Le Stade des Martyrs, de par sa capacité et sa position au cœur de la capitale, est pour ces artistes entre les "c’est le stade où, lorsqu’on a fini de faire le tour du monde, on vient démontrer sa popularité », pour montrer une certaine légitimité", estime Jean Marc Matwaki.
Et chez les artistes, c’est Papa Wemba qui lance les hostilités en organisant en 1999 le festival Fula Ngenge, pour marquer ses 50 ans d’âge et ses 50 ans de carrière.
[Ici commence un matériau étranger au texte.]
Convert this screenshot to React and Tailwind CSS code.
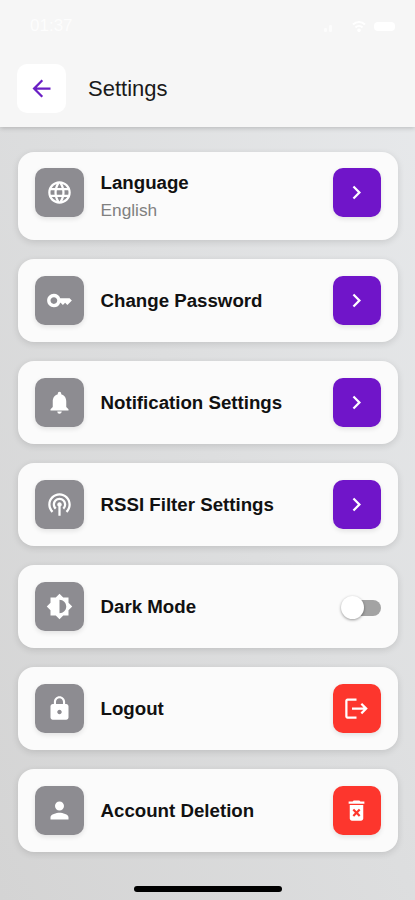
import {
  MdArrowBack,
  MdBrightness6,
  MdChevronRight,
  MdDeleteForever,
  MdKey,
  MdLanguage,
  MdLock,
  MdLogout,
  MdNotifications,
  MdPerson,
  MdPodcasts,
} from "react-icons/md";

const items = [
  { label: "Language", value: "English", icon: MdLanguage, action: "open" },
  { label: "Change Password", icon: MdKey, action: "open" },
  { label: "Notification Settings", icon: MdNotifications, action: "open" },
  { label: "RSSI Filter Settings", icon: MdPodcasts, action: "open" },
  { label: "Dark Mode", icon: MdBrightness6, action: "toggle" },
  { label: "Logout", icon: MdLock, action: "logout" },
  { label: "Account Deletion", icon: MdPerson, action: "delete" },
];

const actions = {
  open: { icon: MdChevronRight, color: "bg-[#7015c9]" },
  logout: { icon: MdLogout, color: "bg-[#fd362d]" },
  delete: { icon: MdDeleteForever, color: "bg-[#fd362d]" },
};

function Tile({ icon: Icon, color }) {
  return (
    <span
      className={`flex size-[48.5px] shrink-0 items-center justify-center rounded-[10px] text-white shadow-[0_2px_5px_rgba(0,0,0,0.1)] ${color}`}
    >
      <Icon size={27} />
    </span>
  );
}

function Toggle() {
  return (
    <button
      role="switch"
      aria-checked="false"
      aria-label="Dark Mode"
      className="mt-[3px] flex h-4 w-[38px] items-center rounded-full bg-[#a3a3a3]"
    >
      <span className="-ml-[2.5px] size-[23px] shrink-0 rounded-full bg-white shadow-[0_1px_3px_rgba(0,0,0,0.4)]" />
    </button>
  );
}

function SettingRow({ item }) {
  const action = actions[item.action];

  return (
    <li
      className={`flex rounded-2xl bg-[#fbfbfb] px-[17px] shadow-[0_2px_7px_rgba(0,0,0,0.12)] ${
        item.value ? "h-[87.5px] items-start pt-4" : "h-[82.5px] items-center"
      }`}
    >
      <Tile icon={item.icon} color="bg-[#8d8c91]" />
      <div className={`ml-[17px] flex-1 ${item.value ? "" : "pt-[2px]"}`}>
        <p className="text-[18.7px] leading-[30px] font-bold text-[#111]">
          {item.label}
        </p>
        {item.value && (
          <p className="text-[17.3px] leading-6 text-[#808080]">{item.value}</p>
        )}
      </div>
      {action ? (
        <button aria-label={item.label}>
          <Tile icon={action.icon} color={action.color} />
        </button>
      ) : (
        <Toggle />
      )}
    </li>
  );
}

function StatusBar() {
  return (
    <div className="flex h-[52px] items-center justify-between pr-[20px] pl-[30px] text-white">
      <span className="text-[17px] opacity-80">01:37</span>
      <div className="flex items-center gap-[8px]">
        <svg
          className="opacity-70"
          width="20"
          height="12"
          viewBox="0 0 20 12"
          fill="currentColor"
        >
          <rect x="0" y="8" width="3" height="4" rx="1" />
          <rect x="5" y="5" width="3" height="7" rx="1" />
        </svg>
        <svg
          width="14"
          height="12"
          viewBox="0 0 14 12"
          fill="none"
          stroke="currentColor"
          strokeWidth="2"
        >
          <path d="M1 4.5c3.5-3.5 8.5-3.5 12 0M3.5 7.5c2-2 5-2 7 0" />
          <circle cx="7" cy="10.3" r="0.8" />
        </svg>
        <span className="h-[9px] w-[21px] rounded-[4px] bg-white" />
      </div>
    </div>
  );
}

export default function App() {
  return (
    <div className="flex h-[900px] w-[415px] flex-col overflow-hidden bg-linear-to-bl from-[#e8eaec] via-[#dddedf] to-[#d4d4d4] font-['Liberation_Sans',Arial,sans-serif]">
      <header className="h-[127px] shrink-0 bg-[#f6f6f6] shadow-[0_1px_5px_rgba(0,0,0,0.2)]">
        <StatusBar />
        <div className="mt-[12px] flex items-center pl-[17px]">
          <button
            aria-label="Back"
            className="flex size-[48.5px] items-center justify-center rounded-[10px] bg-white text-[#6a1fc4]"
          >
            <MdArrowBack size={27} />
          </button>
          <h1 className="ml-[22.5px] pt-px text-[22px] leading-7 text-[#1a1a1a]">
            Settings
          </h1>
        </div>
      </header>

      <ul className="flex flex-col gap-[19.5px] pt-[25px] pr-[17px] pl-[18px]">
        {items.map((item) => (
          <SettingRow key={item.label} item={item} />
        ))}
      </ul>

      <div className="mx-auto mt-auto mb-[8.5px] h-[5.5px] w-[148px] rounded-full bg-black" />
    </div>
  );
}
Le succès de l’évènement organisé du 9 au 15 aout sonna comme un défi pour ses collègues.
Quelques mois plus tard, Wenge maison mère, avec comme porte-flambeau Werrason ou encore Bill Clinton Kalondji emboîtent le pas à Papa Wemba pour remplir le mythique stade.
Koffi Olomidé, déjà au sommet de son art, se lance avec son mythique groupe Quartier Latin, rythmé par la voix suave d’un certain Fally Ipupa en 2003, pour confirmer qu’il est désormais dans la cour des grands.
Dans une de ses chroniques très suivies sur le réseau social TikTok sur la musique congolaise, l’écrivain congolais Alain Mabanckou estime que le concert de Fally Ipupa le 29 octobre 2022 a été l’occasion pour lui de confirmer son « charisme en tant qu’artiste ; ce concert devient comme un élément de légitimation officielle et irréfragable de la puissance artistique » du chanteur congolais.
Pourtant, Fally Ipupa avait déjà été le tout premier artiste congolais à chanter à l’Olympia de Paris en 2007, et avait multiplié des apparitions dans cette salle, qui est l’une des plus convoitées dans l’espace francophone.
C’est dire la symbolique que ce stade représente chez les artistes congolais. Le groupe Wenge Musica, amené par JB Mpiana et Werrason disloqués en 1997, a choisi le stade des martyrs pour seller la réconciliation, lors d’un grand carton, avec leur orchestre Wenge Musica BCBG 4 x4 le 30 juin 2022.
Le stade accueille aussi les grands événements comme les Jeux de la francophonie de 2012, les grands meetings politiques et les cérémonies d’investiture des chefs de l’État.